# WORK TO DO:
Write out all the lines again, precisely as they stand, but without the images.

>> Start SUPPLIED MATERIAL

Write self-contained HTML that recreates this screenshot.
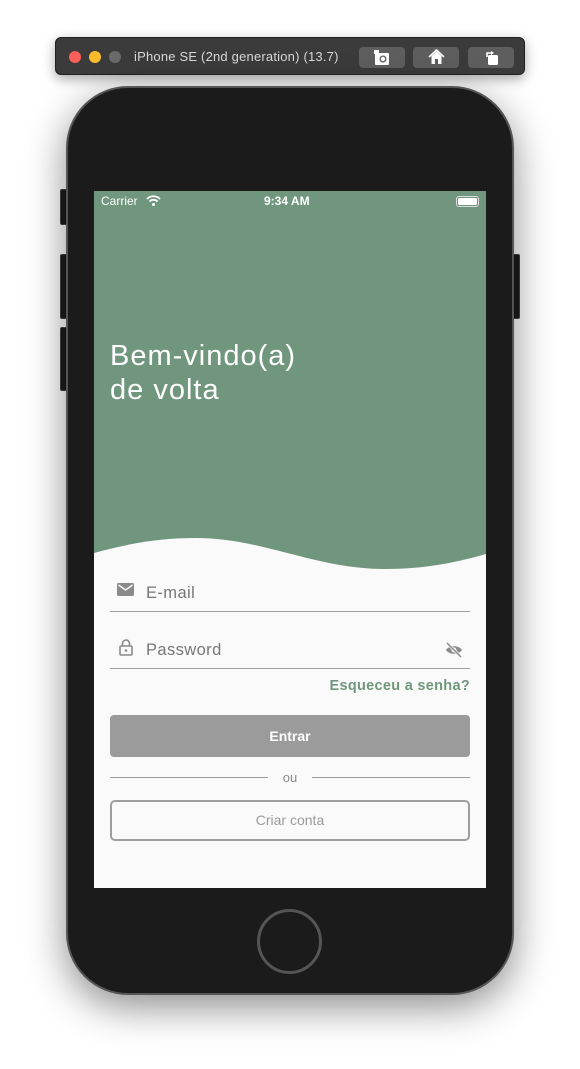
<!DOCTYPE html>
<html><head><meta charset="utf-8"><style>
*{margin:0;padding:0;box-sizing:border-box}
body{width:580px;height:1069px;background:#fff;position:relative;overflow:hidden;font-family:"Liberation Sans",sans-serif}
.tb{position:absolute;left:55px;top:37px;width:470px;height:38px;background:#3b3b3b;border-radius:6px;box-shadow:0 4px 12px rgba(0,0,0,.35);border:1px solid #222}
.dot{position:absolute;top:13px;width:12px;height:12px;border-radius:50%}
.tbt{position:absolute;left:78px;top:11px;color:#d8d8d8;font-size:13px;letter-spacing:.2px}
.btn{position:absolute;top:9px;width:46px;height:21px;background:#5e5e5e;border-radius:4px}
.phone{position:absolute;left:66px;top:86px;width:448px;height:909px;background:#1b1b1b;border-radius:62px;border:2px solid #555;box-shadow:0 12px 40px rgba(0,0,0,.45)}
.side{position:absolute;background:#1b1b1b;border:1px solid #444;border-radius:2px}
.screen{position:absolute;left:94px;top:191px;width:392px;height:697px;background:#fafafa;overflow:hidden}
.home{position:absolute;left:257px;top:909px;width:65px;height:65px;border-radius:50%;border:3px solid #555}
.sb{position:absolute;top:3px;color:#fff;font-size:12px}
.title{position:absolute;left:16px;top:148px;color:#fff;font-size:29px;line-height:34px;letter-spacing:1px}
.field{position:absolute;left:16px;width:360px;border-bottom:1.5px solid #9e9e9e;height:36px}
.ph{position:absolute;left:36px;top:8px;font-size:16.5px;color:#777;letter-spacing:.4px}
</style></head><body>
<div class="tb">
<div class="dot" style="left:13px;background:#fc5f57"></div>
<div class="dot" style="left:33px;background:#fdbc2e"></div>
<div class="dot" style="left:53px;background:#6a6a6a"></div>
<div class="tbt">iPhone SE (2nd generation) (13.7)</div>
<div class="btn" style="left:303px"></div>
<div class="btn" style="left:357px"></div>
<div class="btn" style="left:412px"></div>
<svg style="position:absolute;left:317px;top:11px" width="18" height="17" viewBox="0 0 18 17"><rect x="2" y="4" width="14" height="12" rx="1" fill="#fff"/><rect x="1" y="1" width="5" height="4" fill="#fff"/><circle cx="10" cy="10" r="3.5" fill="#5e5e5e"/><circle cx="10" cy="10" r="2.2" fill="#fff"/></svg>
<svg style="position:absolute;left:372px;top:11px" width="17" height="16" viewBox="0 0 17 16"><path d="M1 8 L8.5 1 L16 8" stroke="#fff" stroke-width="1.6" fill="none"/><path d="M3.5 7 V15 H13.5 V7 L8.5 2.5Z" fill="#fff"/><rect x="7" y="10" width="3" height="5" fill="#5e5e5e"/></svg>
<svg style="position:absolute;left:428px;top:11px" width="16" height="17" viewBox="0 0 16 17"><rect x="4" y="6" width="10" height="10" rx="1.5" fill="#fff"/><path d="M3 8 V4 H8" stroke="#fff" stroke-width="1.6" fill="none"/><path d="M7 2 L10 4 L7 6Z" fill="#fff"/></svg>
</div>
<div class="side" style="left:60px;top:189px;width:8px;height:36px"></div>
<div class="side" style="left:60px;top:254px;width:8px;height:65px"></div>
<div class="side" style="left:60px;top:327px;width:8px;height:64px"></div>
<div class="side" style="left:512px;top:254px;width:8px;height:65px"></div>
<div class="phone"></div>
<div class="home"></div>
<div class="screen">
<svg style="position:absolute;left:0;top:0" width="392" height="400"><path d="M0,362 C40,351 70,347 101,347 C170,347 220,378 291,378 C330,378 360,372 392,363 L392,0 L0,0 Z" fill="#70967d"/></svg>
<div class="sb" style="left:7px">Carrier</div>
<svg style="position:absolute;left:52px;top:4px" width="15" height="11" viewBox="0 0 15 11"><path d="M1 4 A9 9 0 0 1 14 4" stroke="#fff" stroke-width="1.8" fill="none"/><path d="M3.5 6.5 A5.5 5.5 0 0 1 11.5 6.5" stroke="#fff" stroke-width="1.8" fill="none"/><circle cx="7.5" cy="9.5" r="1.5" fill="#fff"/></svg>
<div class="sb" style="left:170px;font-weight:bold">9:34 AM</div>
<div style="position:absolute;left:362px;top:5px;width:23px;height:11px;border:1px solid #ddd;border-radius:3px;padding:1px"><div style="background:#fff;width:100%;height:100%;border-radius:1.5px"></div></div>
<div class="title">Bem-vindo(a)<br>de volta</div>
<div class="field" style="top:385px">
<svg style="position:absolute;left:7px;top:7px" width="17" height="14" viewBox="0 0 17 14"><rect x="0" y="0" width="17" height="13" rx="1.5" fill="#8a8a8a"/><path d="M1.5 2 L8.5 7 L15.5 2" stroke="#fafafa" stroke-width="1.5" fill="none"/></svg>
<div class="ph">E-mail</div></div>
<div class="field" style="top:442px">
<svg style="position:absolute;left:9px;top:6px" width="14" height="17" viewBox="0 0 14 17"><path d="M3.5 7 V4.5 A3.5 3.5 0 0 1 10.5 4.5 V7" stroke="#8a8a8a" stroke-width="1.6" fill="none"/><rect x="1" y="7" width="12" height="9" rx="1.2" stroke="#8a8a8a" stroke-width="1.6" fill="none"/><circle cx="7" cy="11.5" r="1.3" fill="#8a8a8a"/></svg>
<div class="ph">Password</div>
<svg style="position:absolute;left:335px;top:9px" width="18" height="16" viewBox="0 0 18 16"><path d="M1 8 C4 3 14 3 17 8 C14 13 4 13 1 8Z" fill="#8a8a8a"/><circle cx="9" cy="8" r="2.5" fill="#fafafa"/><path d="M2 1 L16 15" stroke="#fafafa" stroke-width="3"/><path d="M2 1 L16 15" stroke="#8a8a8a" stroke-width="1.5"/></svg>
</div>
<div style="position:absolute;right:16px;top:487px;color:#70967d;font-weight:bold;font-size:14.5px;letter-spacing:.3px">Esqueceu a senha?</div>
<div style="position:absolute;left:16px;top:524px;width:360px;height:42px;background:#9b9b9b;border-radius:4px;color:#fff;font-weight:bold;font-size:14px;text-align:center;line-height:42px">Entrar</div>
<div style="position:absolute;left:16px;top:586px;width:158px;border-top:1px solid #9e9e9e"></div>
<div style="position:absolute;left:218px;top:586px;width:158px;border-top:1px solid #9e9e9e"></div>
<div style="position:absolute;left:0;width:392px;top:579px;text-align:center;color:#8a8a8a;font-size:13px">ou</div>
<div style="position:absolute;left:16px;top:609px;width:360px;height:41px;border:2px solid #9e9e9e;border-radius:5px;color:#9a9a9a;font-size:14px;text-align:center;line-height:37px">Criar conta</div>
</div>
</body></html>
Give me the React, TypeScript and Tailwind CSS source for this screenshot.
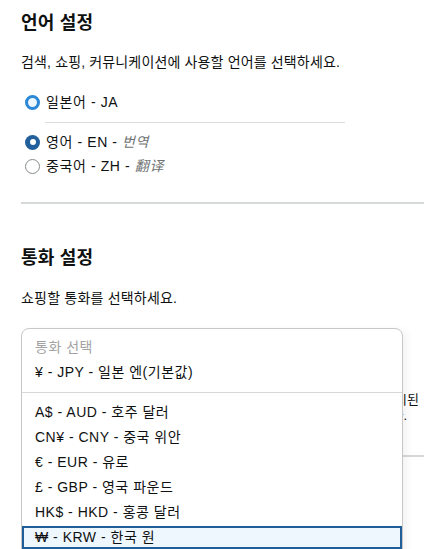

>> End SUPPLIED MATERIAL

# CORRECT OUTPUT:
Write self-contained HTML that recreates this screenshot.
<!DOCTYPE html>
<html><head><meta charset="utf-8"><style>
*{margin:0;padding:0;box-sizing:border-box}
body{width:580px;height:1069px;background:#fff;position:relative;overflow:hidden;font-family:"Liberation Sans",sans-serif}
.tb{position:absolute;left:55px;top:37px;width:470px;height:38px;background:#3b3b3b;border-radius:6px;box-shadow:0 4px 12px rgba(0,0,0,.35);border:1px solid #222}
.dot{position:absolute;top:13px;width:12px;height:12px;border-radius:50%}
.tbt{position:absolute;left:78px;top:11px;color:#d8d8d8;font-size:13px;letter-spacing:.2px}
.btn{position:absolute;top:9px;width:46px;height:21px;background:#5e5e5e;border-radius:4px}
.phone{position:absolute;left:66px;top:86px;width:448px;height:909px;background:#1b1b1b;border-radius:62px;border:2px solid #555;box-shadow:0 12px 40px rgba(0,0,0,.45)}
.side{position:absolute;background:#1b1b1b;border:1px solid #444;border-radius:2px}
.screen{position:absolute;left:94px;top:191px;width:392px;height:697px;background:#fafafa;overflow:hidden}
.home{position:absolute;left:257px;top:909px;width:65px;height:65px;border-radius:50%;border:3px solid #555}
.sb{position:absolute;top:3px;color:#fff;font-size:12px}
.title{position:absolute;left:16px;top:148px;color:#fff;font-size:29px;line-height:34px;letter-spacing:1px}
.field{position:absolute;left:16px;width:360px;border-bottom:1.5px solid #9e9e9e;height:36px}
.ph{position:absolute;left:36px;top:8px;font-size:16.5px;color:#777;letter-spacing:.4px}
</style></head><body>
<div class="tb">
<div class="dot" style="left:13px;background:#fc5f57"></div>
<div class="dot" style="left:33px;background:#fdbc2e"></div>
<div class="dot" style="left:53px;background:#6a6a6a"></div>
<div class="tbt">iPhone SE (2nd generation) (13.7)</div>
<div class="btn" style="left:303px"></div>
<div class="btn" style="left:357px"></div>
<div class="btn" style="left:412px"></div>
<svg style="position:absolute;left:317px;top:11px" width="18" height="17" viewBox="0 0 18 17"><rect x="2" y="4" width="14" height="12" rx="1" fill="#fff"/><rect x="1" y="1" width="5" height="4" fill="#fff"/><circle cx="10" cy="10" r="3.5" fill="#5e5e5e"/><circle cx="10" cy="10" r="2.2" fill="#fff"/></svg>
<svg style="position:absolute;left:372px;top:11px" width="17" height="16" viewBox="0 0 17 16"><path d="M1 8 L8.5 1 L16 8" stroke="#fff" stroke-width="1.6" fill="none"/><path d="M3.5 7 V15 H13.5 V7 L8.5 2.5Z" fill="#fff"/><rect x="7" y="10" width="3" height="5" fill="#5e5e5e"/></svg>
<svg style="position:absolute;left:428px;top:11px" width="16" height="17" viewBox="0 0 16 17"><rect x="4" y="6" width="10" height="10" rx="1.5" fill="#fff"/><path d="M3 8 V4 H8" stroke="#fff" stroke-width="1.6" fill="none"/><path d="M7 2 L10 4 L7 6Z" fill="#fff"/></svg>
</div>
<div class="side" style="left:60px;top:189px;width:8px;height:36px"></div>
<div class="side" style="left:60px;top:254px;width:8px;height:65px"></div>
<div class="side" style="left:60px;top:327px;width:8px;height:64px"></div>
<div class="side" style="left:512px;top:254px;width:8px;height:65px"></div>
<div class="phone"></div>
<div class="home"></div>
<div class="screen">
<svg style="position:absolute;left:0;top:0" width="392" height="400"><path d="M0,362 C40,351 70,347 101,347 C170,347 220,378 291,378 C330,378 360,372 392,363 L392,0 L0,0 Z" fill="#70967d"/></svg>
<div class="sb" style="left:7px">Carrier</div>
<svg style="position:absolute;left:52px;top:4px" width="15" height="11" viewBox="0 0 15 11"><path d="M1 4 A9 9 0 0 1 14 4" stroke="#fff" stroke-width="1.8" fill="none"/><path d="M3.5 6.5 A5.5 5.5 0 0 1 11.5 6.5" stroke="#fff" stroke-width="1.8" fill="none"/><circle cx="7.5" cy="9.5" r="1.5" fill="#fff"/></svg>
<div class="sb" style="left:170px;font-weight:bold">9:34 AM</div>
<div style="position:absolute;left:362px;top:5px;width:23px;height:11px;border:1px solid #ddd;border-radius:3px;padding:1px"><div style="background:#fff;width:100%;height:100%;border-radius:1.5px"></div></div>
<div class="title">Bem-vindo(a)<br>de volta</div>
<div class="field" style="top:385px">
<svg style="position:absolute;left:7px;top:7px" width="17" height="14" viewBox="0 0 17 14"><rect x="0" y="0" width="17" height="13" rx="1.5" fill="#8a8a8a"/><path d="M1.5 2 L8.5 7 L15.5 2" stroke="#fafafa" stroke-width="1.5" fill="none"/></svg>
<div class="ph">E-mail</div></div>
<div class="field" style="top:442px">
<svg style="position:absolute;left:9px;top:6px" width="14" height="17" viewBox="0 0 14 17"><path d="M3.5 7 V4.5 A3.5 3.5 0 0 1 10.5 4.5 V7" stroke="#8a8a8a" stroke-width="1.6" fill="none"/><rect x="1" y="7" width="12" height="9" rx="1.2" stroke="#8a8a8a" stroke-width="1.6" fill="none"/><circle cx="7" cy="11.5" r="1.3" fill="#8a8a8a"/></svg>
<div class="ph">Password</div>
<svg style="position:absolute;left:335px;top:9px" width="18" height="16" viewBox="0 0 18 16"><path d="M1 8 C4 3 14 3 17 8 C14 13 4 13 1 8Z" fill="#8a8a8a"/><circle cx="9" cy="8" r="2.5" fill="#fafafa"/><path d="M2 1 L16 15" stroke="#fafafa" stroke-width="3"/><path d="M2 1 L16 15" stroke="#8a8a8a" stroke-width="1.5"/></svg>
</div>
<div style="position:absolute;right:16px;top:487px;color:#70967d;font-weight:bold;font-size:14.5px;letter-spacing:.3px">Esqueceu a senha?</div>
<div style="position:absolute;left:16px;top:524px;width:360px;height:42px;background:#9b9b9b;border-radius:4px;color:#fff;font-weight:bold;font-size:14px;text-align:center;line-height:42px">Entrar</div>
<div style="position:absolute;left:16px;top:586px;width:158px;border-top:1px solid #9e9e9e"></div>
<div style="position:absolute;left:218px;top:586px;width:158px;border-top:1px solid #9e9e9e"></div>
<div style="position:absolute;left:0;width:392px;top:579px;text-align:center;color:#8a8a8a;font-size:13px">ou</div>
<div style="position:absolute;left:16px;top:609px;width:360px;height:41px;border:2px solid #9e9e9e;border-radius:5px;color:#9a9a9a;font-size:14px;text-align:center;line-height:37px">Criar conta</div>
</div>
</body></html>
Give me the React, TypeScript and Tailwind CSS source for this screenshot.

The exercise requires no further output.